Back during the Afghan War a not-yet friend of mine sent postcards to all of the merchants in her neighborhood noting that they had recently begun displaying the flag and asking them what sort of symbolic message they meant to send by doing so. This struck me as an interesting thing to do and I talked to her about it at some length. She was, more than most of the merchants, aware of atrocities and abuses that had been perpetrated by conspicuously flag-waving Americans. Because she had this knowledge and expressed it to those merchants who agreed to discuss the matter with her, it was pretty widely assumed that she was a frothing America hater.

Her position as she explained it to me, however, seemed more complex. She wanted to make a distinction similar to Goldberg's between patriotism and nationalism. The difficulty, she thought, comes from the fact that both ideologies make use of the same symbol. So how do you use that symbol, the flag, to express approval of the noble ideals of the patriot without also expressing approval of nationalism? She thought this was a practical question that anyone who displayed the flag faced, and what she was asking the merchants to do was engage it.

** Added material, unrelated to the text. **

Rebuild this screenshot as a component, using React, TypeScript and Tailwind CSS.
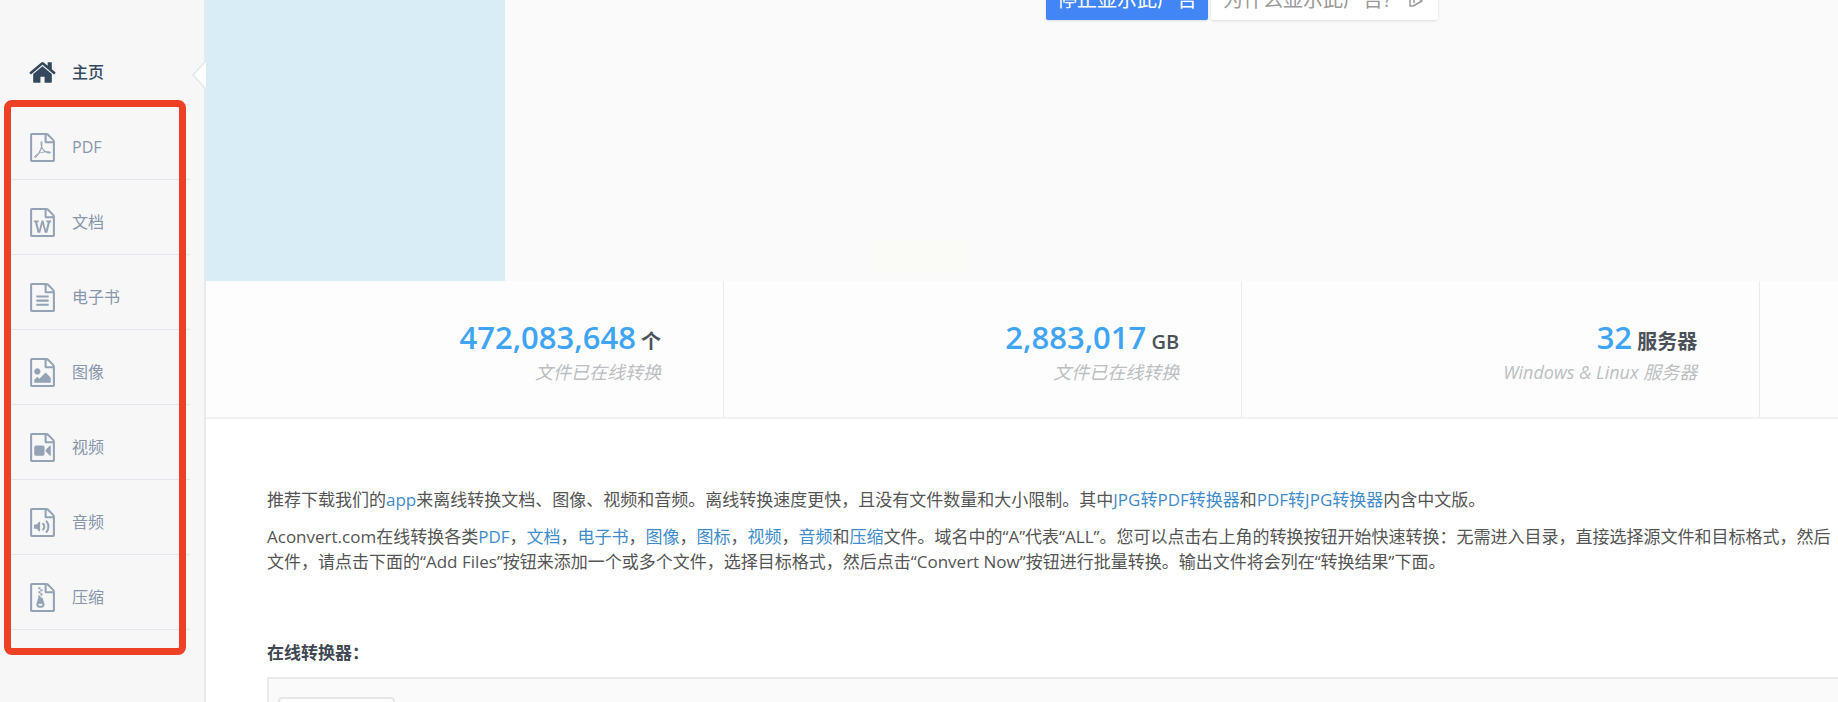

It is, I think, a really difficult question. Part of the answer is suggested by Goldberg. That is, those who want to use the symbol for the purposes of patriotism have to take ownership of the symbol and repudiate its nationalist uses.

I don't know whether or not this can be done. The nationalist use of the flag is entrenched, and I'm not sure that entrenchment is avoidable. All the same, it's probably a battle worth fighting so long as the American nation is a going concern.

(Contrast with the confederate flag. Those who display it today sometimes claim that it has nothing to do with slavery or the maintenance of white privilege. Even if they are sincere in these claims, the entrenchment of those meanings is so thorough that they can't be expunged.)